Berger: Pacific Stand-In Forces Will Rely on Allies, Joint Force Sensors to Avoid Another Wake Island

Wreckage of a U.S. Marine Corps F4F-3, Photographed on Wake following its capture by the Japanese on Dec. 23, 1941. NATIONAL ARCHIVES

ARLINGTON, Va. — Marine Corps Stand-In Forces are needed in the contested sea lanes and littorals of the Western Pacific as the leading edge of a maritime defense-in-depth that can disrupt the plans of potential adversaries, according to the Corps’ commandant.

The Marine Corps recently released A Concept for Stand-in Forces, which maintains that small but lethal, resilient, forward-postured forces, operating in contested areas — capable of transitioning rapidly from competition to crisis to conflict and back again — can extend the reach of the fleet and joint force.

Depending solely on a stand-off force of large vessels 1,000 miles away from China “works right into their strategy,” Gen. David Berger told a Dec. 14 virtual “fireside chat” with the Center for New American Security, a Washington think tank. “They’ll be exactly where they want to be five years from now.”

The People’s Liberation Army Navy likes to build a bubble or shield within a contested area, Berger said, and “push it way, way out and then operate without being seen. That’s perfect for them. That’s what happened in the South China Sea.”

That’s why a stand-in force of small, highly mobile Marine expeditionary units, dispersed in contested areas by numerous smaller, cheaper, low signature surface vessels is necessary, Berger said. “How are you going to sense what’s in front of us every day? How are we going to assure  our partners and allies? We have to be there, up close and forward”. The concept paper said Stand-In Forces would be supplied by expeditionary advanced bases.

Berger was asked how such forward-deployed units, even armed with long-range precision fires, could avoid a fate like the advanced naval and air base at Wake Island, which fell to the Japanese 80 years ago.

“Wake Island only happened because we couldn’t see it coming early enough. We have to be forward as a Stand-In Force.
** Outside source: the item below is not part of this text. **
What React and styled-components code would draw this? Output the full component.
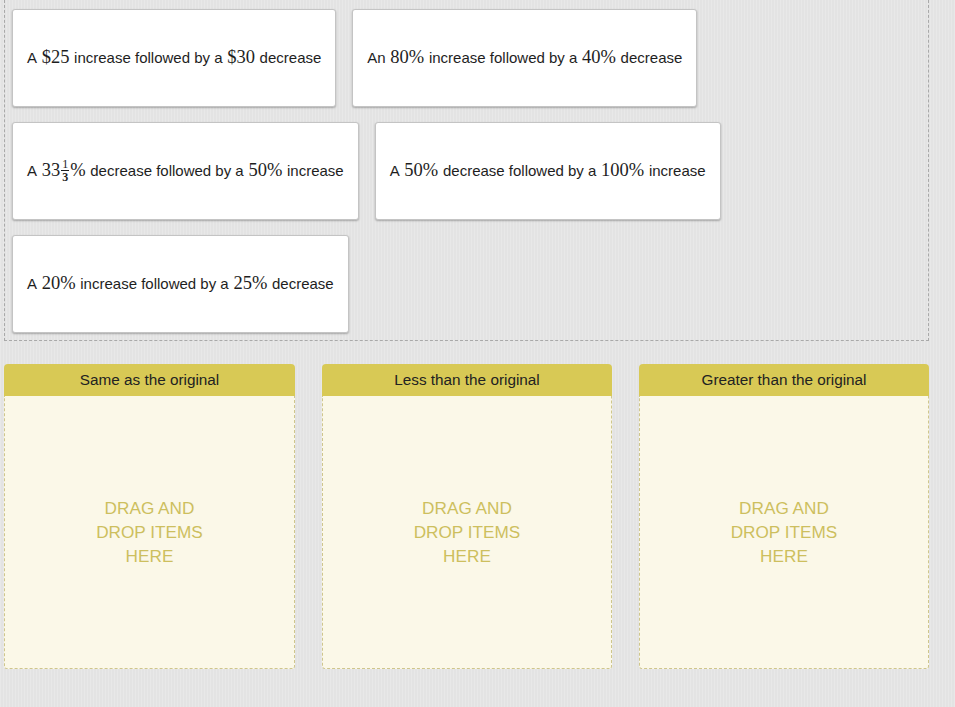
import React from "react";
import styled, { createGlobalStyle } from "styled-components";

const Global = createGlobalStyle`
  html, body { margin: 0; padding: 0; }
  body {
    background-color: #e3e3e3;
    background-image: repeating-linear-gradient(90deg, rgba(255,255,255,0.18) 0 1px, rgba(0,0,0,0) 1px 3px);
    font-family: "Liberation Sans", Arial, sans-serif;
    width: 955px;
    min-height: 707px;
  }
`;

const Page = styled.div`
  padding: 0 26px 0 4px;
  display: flex;
  flex-direction: column;
  gap: 23px;
`;

const Pool = styled.div`
  border: 1px dashed #a9a9a9;
  border-top: none;
  padding: 9px 7px 7px;
  display: flex;
  flex-wrap: wrap;
  gap: 15px 16px;
  box-sizing: border-box;
  align-content: flex-start;
`;

const Card = styled.div`
  height: 98px;
  box-sizing: border-box;
  padding: 0 14px 1px;
  background: #fff;
  border: 1px solid #c4c4c4;
  border-radius: 3px;
  box-shadow: 0 1px 2px rgba(0, 0, 0, 0.28);
  display: flex;
  align-items: center;
  font-size: 15px;
  color: #1e1e1e;
  white-space: nowrap;
`;

const M = styled.span`
  font-family: "Liberation Serif", "Times New Roman", serif;
  font-size: 18.5px;
  margin: 0 0.5px;
`;

const Frac = styled.span`
  display: inline-flex;
  flex-direction: column;
  align-items: center;
  font-family: "Liberation Serif", serif;
  font-size: 12px;
  line-height: 10px;
  vertical-align: -4px;
  margin: 0 1px;
`;

const Num = styled.span`
  border-bottom: 1px solid #1e1e1e;
  padding: 0 1px 1px;
`;

const Den = styled.span`
  padding-top: 1px;
  font-weight: bold;
`;

const Zones = styled.div`
  display: grid;
  grid-template-columns: 291px 290px 290px;
  column-gap: 27px;
`;

const Zone = styled.div`
  display: flex;
  flex-direction: column;
  height: 305px;
`;

const ZoneHead = styled.div`
  height: 32px;
  background: #d8c955;
  border-radius: 4px 4px 0 0;
  display: flex;
  align-items: center;
  justify-content: center;
  font-size: 15.3px;
  color: #222;
`;

const ZoneBody = styled.div`
  flex: 1;
  background: #fbf8e8;
  border: 1px dashed #cfc68c;
  border-top: none;
  border-radius: 0 0 3px 3px;
  display: flex;
  align-items: center;
  justify-content: center;
`;

const DropText = styled.div`
  width: 124px;
  text-align: center;
  font-size: 17.2px;
  line-height: 24px;
  color: #cdbf5e;
`;

const Pct = ({ v }) => <M>{v}%</M>;

export default function App() {
  const zones = ["Same as the original", "Less than the original", "Greater than the original"];
  return (
    <>
      <Global />
      <Page>
        <Pool>
          <Card>A&nbsp;<M>$25</M>&nbsp;increase followed by a&nbsp;<M>$30</M>&nbsp;decrease</Card>
          <Card>An&nbsp;<Pct v="80" />&nbsp;increase followed by a&nbsp;<Pct v="40" />&nbsp;decrease</Card>
          <Card>
            A&nbsp;<M style={{ marginRight: 0 }}>33</M>
            <Frac><Num>1</Num><Den>3</Den></Frac>
            <M style={{ marginLeft: 0 }}>%</M>&nbsp;decrease followed by a&nbsp;<Pct v="50" />&nbsp;increase
          </Card>
          <Card>A&nbsp;<Pct v="50" />&nbsp;decrease followed by a&nbsp;<Pct v="100" />&nbsp;increase</Card>
          <Card>A&nbsp;<Pct v="20" />&nbsp;increase followed by a&nbsp;<Pct v="25" />&nbsp;decrease</Card>
        </Pool>
        <Zones>
          {zones.map((z) => (
            <Zone key={z}>
              <ZoneHead>{z}</ZoneHead>
              <ZoneBody>
                <DropText>DRAG AND DROP ITEMS HERE</DropText>
              </ZoneBody>
            </Zone>
          ))}
        </Zones>
      </Page>
    </>
  );
}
We have to be the eyes and ears of the joint force,” Berger said.

Wake Island, an uninhabited atoll in the Central Pacific, more than 2,000 miles west of Hawaii, was home to a half completed aircraft and submarine base in early December 1941, as war with Japan threatened. Wake was defended by an understrength battalion of 449 Marines, a handful of Navy and Army personnel and a dozen Marine Corps Grumman F4F Wildcats, all but four of them destroyed in a Japanese air raid just hours after Pearl Harbor was attacked. The base had no radar equipment.
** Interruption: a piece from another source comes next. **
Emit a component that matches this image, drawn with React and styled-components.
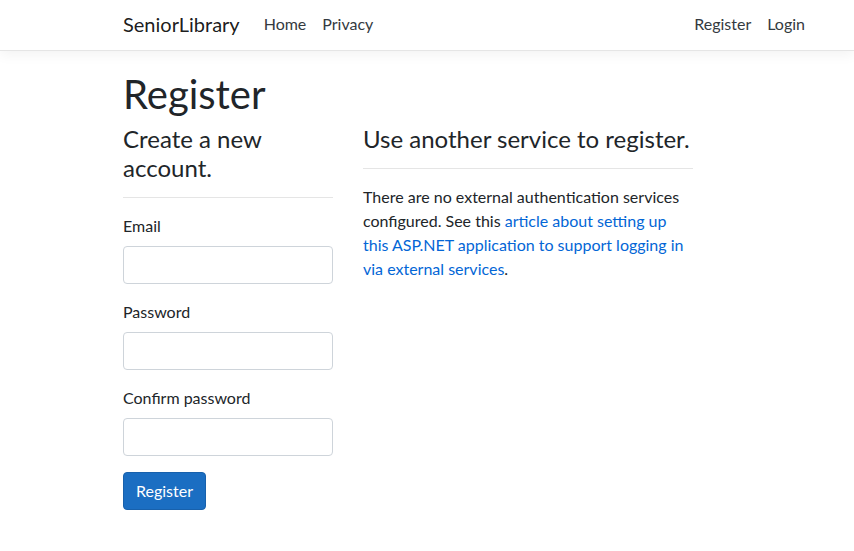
import React from 'react'
import styled, { createGlobalStyle } from 'styled-components';

const Global = createGlobalStyle`
  * { box-sizing: border-box; }
  html, body { margin: 0; background: #fff; }
  body {
    font-family: Lato, "Noto Sans", sans-serif;
    font-size: 16px;
    line-height: 1.5;
    color: #212529;
  }
`;

function App() {
  return (
    <>
      <Global />
      <Navbar>
        <NavInner>
          <Brand href="#">SeniorLibrary</Brand>
          <NavList>
            <NavLink href="#">Home</NavLink>
            <NavLink href="#">Privacy</NavLink>
          </NavList>
          <NavList right>
            <NavLink href="#">Register</NavLink>
            <NavLink href="#">Login</NavLink>
          </NavList>
        </NavInner>
      </Navbar>
      <Main>
        <Title>Register</Title>
        <Row>
          <LeftCol>
            <SubTitle>Create a new account.</SubTitle>
            <Rule />
            <FormGroup>
              <Label>Email</Label>
              <Input type="email" />
            </FormGroup>
            <FormGroup>
              <Label>Password</Label>
              <Input type="password" />
            </FormGroup>
            <FormGroup>
              <Label>Confirm password</Label>
              <Input type="password" />
            </FormGroup>
            <SubmitButton type="button">Register</SubmitButton>
          </LeftCol>
          <RightCol>
            <SubTitle>Use another service to register.</SubTitle>
            <Rule />
            <Text>
              There are no external authentication services configured. See this{' '}
              <Link href="#">article about setting up this ASP.NET application to support logging in via external services</Link>.
            </Text>
          </RightCol>
        </Row>
      </Main>
    </>
  )
}

export default App;

const Navbar = styled.nav`
  height: 51px;
  background: #fff;
  border-bottom: 1px solid #e5e5e5;
  box-shadow: 0 4px 12px rgba(0, 0, 0, 0.05);
  margin-bottom: 16px;
`;

const NavInner = styled.div`
  display: flex;
  align-items: center;
  height: 48px;
  width: 690px;
  margin-left: 123px;
`;

const Brand = styled.a`
  font-size: 20px;
  color: rgba(0, 0, 0, 0.9);
  text-decoration: none;
  margin-right: 16px;
  line-height: 30px;
`;

const NavList = styled.div`
  display: flex;
  margin-left: ${p => (p.right ? 'auto' : '0')};
`;

const NavLink = styled.a`
  padding: 0 8px;
  color: #343a40;
  text-decoration: none;
  font-size: 16px;
`;

const Main = styled.main`
  width: 690px;
  margin-left: 123px;
`;

const Title = styled.h1`
  font-size: 40px;
  font-weight: 400;
  line-height: 1.2;
  margin: 0 0 7px;
  padding-top: 3px;
`;

const Row = styled.div`
  display: flex;
  gap: 30px;
`;

const LeftCol = styled.section`
  width: 210px;
`;

const RightCol = styled.section`
  width: 330px;
`;

const SubTitle = styled.h4`
  font-size: 24px;
  font-weight: 400;
  line-height: 1.2;
  margin: 0;
`;

const Rule = styled.hr`
  border: 0;
  border-top: 1px solid rgba(0, 0, 0, 0.1);
  margin: 14px 0 16px;
`;

const FormGroup = styled.div`
  margin-bottom: 16px;
`;

const Label = styled.label`
  display: block;
  margin-bottom: 8px;
`;

const Input = styled.input`
  display: block;
  width: 100%;
  height: 38px;
  padding: 6px 12px;
  font-size: 16px;
  border: 1px solid #ced4da;
  border-radius: 4px;
  background: #fff;
`;

const SubmitButton = styled.button`
  font-family: inherit;
  font-size: 16px;
  line-height: 1.5;
  color: #fff;
  background: #1b6ec2;
  border: 1px solid #1861ac;
  border-radius: 4px;
  padding: 6px 12px;
  cursor: pointer;
`;

const Text = styled.p`
  margin: 0;
`;

const Link = styled.a`
  color: #0366d6;
  text-decoration: none;
`;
Marine shore batteries and the remaining Wildcats repulsed a Japanese naval assault on Dec. 11. Two Japanese destroyers and a submarine were sunk, 21 aircraft shot down and several other Japanese vessels were damaged. However, Wake Island’s defenders were overrun by a second naval assault and surrendered on Dec. 23, 1941. Before the surrender, a Navy task force sent as relief mission to Wake was recalled under still controversial circumstances.
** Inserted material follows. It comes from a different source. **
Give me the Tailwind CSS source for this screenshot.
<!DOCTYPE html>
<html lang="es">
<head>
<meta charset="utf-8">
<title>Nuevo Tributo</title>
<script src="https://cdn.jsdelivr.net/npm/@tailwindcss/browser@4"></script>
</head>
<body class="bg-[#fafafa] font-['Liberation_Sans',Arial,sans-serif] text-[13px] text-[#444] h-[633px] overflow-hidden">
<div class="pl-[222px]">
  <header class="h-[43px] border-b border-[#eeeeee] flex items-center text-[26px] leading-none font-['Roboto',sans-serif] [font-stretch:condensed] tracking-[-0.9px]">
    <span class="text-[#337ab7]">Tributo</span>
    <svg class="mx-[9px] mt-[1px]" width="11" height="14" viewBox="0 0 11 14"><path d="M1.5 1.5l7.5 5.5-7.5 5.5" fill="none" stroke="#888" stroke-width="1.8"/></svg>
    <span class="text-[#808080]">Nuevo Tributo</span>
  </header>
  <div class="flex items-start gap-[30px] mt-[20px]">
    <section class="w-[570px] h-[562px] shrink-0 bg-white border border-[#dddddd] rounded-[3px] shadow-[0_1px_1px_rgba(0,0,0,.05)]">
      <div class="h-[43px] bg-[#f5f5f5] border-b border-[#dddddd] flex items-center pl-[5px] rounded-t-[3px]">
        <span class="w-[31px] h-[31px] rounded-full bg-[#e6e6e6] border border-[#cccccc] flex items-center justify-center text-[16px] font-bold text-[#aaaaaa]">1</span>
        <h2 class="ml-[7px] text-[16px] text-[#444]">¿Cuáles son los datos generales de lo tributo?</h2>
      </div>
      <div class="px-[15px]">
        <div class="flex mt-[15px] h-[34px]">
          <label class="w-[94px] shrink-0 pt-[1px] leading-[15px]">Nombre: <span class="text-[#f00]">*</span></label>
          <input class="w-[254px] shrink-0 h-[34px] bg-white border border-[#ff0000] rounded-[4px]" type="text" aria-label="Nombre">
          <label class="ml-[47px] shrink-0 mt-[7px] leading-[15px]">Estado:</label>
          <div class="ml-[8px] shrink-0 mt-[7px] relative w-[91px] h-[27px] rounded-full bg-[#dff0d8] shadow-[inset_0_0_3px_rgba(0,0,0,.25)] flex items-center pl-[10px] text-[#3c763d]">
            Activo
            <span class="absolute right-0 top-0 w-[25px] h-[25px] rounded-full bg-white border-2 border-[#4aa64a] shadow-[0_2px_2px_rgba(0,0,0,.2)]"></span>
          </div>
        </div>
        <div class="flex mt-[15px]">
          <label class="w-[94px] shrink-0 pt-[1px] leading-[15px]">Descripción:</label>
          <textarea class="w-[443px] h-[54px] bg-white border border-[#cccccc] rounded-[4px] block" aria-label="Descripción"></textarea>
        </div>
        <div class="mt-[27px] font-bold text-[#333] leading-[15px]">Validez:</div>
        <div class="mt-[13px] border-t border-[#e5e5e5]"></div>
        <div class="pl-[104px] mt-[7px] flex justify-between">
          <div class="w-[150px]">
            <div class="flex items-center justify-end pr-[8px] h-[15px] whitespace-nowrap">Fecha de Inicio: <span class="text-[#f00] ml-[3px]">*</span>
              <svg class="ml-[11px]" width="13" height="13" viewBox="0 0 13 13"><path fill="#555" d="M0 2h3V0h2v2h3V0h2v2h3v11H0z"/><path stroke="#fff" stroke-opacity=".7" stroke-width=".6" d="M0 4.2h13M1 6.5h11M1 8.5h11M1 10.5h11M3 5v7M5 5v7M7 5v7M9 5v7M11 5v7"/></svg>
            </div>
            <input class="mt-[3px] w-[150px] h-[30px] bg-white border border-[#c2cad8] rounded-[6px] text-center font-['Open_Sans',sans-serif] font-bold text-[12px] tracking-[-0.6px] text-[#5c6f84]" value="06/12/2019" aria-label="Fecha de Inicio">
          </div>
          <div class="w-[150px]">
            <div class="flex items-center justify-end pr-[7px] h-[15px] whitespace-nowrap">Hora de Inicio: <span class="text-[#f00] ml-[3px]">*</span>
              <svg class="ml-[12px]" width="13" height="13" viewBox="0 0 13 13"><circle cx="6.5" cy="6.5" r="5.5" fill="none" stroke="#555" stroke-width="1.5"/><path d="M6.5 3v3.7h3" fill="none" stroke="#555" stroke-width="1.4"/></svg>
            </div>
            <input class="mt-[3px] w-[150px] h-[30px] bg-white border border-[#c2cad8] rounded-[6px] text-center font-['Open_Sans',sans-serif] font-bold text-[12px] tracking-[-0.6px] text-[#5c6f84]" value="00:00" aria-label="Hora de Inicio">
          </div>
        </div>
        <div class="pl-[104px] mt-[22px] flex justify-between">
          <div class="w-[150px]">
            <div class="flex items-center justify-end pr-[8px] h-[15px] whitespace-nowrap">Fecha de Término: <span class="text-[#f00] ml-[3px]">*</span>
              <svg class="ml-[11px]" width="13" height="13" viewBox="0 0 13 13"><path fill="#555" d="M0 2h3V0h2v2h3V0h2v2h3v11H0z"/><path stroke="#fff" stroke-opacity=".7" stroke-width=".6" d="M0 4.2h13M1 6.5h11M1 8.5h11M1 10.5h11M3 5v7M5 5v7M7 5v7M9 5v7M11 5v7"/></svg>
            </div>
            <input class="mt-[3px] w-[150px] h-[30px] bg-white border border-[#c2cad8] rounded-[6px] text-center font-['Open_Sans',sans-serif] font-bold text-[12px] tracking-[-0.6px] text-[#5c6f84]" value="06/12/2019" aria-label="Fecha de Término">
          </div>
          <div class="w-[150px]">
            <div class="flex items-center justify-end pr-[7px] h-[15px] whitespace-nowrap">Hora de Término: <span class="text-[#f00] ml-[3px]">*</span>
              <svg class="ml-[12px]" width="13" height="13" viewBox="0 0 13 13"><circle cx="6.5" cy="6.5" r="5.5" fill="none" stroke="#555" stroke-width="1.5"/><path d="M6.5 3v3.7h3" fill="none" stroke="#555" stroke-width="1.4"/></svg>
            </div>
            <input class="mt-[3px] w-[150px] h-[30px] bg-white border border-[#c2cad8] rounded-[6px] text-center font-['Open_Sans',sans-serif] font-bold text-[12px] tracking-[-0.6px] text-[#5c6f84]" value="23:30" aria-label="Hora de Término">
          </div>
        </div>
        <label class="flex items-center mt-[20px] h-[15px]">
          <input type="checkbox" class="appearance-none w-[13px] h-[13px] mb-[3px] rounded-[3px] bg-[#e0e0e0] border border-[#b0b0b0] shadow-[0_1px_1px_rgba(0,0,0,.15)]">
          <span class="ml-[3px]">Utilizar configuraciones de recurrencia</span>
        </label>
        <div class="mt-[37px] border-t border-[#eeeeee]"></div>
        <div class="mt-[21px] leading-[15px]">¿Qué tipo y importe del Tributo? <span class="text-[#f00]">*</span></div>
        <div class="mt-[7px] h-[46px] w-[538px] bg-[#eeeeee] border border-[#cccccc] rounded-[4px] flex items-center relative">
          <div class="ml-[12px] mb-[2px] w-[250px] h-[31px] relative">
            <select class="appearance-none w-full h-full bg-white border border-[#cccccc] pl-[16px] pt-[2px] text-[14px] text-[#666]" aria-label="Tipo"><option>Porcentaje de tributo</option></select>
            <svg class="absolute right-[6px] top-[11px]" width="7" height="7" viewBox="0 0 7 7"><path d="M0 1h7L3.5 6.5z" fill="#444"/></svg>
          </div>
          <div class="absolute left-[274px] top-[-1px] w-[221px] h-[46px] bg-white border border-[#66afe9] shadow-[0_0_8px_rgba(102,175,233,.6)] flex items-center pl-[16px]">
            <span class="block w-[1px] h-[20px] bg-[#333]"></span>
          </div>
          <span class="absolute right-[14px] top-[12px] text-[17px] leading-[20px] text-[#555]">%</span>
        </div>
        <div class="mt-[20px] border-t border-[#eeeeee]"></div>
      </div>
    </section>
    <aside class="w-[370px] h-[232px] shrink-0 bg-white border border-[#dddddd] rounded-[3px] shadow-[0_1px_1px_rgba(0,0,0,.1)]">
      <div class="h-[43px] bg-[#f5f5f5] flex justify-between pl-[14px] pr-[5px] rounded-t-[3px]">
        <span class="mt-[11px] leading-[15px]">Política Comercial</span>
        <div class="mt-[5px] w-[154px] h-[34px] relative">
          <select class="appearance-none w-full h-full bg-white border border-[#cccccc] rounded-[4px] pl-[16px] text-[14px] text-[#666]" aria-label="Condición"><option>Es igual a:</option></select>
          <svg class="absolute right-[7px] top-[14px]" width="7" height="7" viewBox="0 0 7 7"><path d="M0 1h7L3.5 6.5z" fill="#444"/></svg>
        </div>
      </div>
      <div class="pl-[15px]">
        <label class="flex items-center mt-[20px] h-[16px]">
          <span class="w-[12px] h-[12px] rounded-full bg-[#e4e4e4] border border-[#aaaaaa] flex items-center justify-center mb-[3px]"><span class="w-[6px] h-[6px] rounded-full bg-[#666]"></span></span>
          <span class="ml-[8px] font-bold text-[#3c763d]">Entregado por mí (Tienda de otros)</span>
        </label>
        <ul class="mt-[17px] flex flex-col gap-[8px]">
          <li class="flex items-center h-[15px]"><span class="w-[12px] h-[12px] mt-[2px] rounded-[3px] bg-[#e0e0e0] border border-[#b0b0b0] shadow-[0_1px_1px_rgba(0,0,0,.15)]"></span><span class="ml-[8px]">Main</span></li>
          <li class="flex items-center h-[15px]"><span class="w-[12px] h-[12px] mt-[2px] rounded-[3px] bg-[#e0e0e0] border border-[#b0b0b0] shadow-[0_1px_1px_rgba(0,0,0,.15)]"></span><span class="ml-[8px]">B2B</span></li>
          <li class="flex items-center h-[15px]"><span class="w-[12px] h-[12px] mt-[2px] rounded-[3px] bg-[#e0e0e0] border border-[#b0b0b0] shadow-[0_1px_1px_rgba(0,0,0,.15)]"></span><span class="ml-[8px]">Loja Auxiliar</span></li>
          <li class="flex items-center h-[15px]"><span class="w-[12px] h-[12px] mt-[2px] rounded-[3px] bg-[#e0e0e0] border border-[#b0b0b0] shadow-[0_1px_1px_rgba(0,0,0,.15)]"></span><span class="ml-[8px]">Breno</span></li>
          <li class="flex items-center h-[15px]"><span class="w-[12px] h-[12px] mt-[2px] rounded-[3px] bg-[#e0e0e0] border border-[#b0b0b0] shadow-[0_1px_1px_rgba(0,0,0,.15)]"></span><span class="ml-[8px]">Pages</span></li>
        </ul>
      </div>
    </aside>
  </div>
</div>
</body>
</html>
“The chance of a 21st century Wake Island goes up if we do not have the ability to do sensing forward, the ability to strip away an adversary’s eyes and ears,” Berger said, calling for reconnaissance measures that would also counter Chinese surveillance efforts. “The balance of sensors has to be from the satellite all the way down to terrestrial. All of it, so that nothing happens in front of us without us knowing it, without us understanding it.”

“The Stand-In Force that we’re working on isn’t just Marines,” the commandant said. It could also include the Coast Guard and Special Operations, he said. “It could be the subsurface fleet, allies and partners — all of them forward — and Wake Island doesn’t happen.”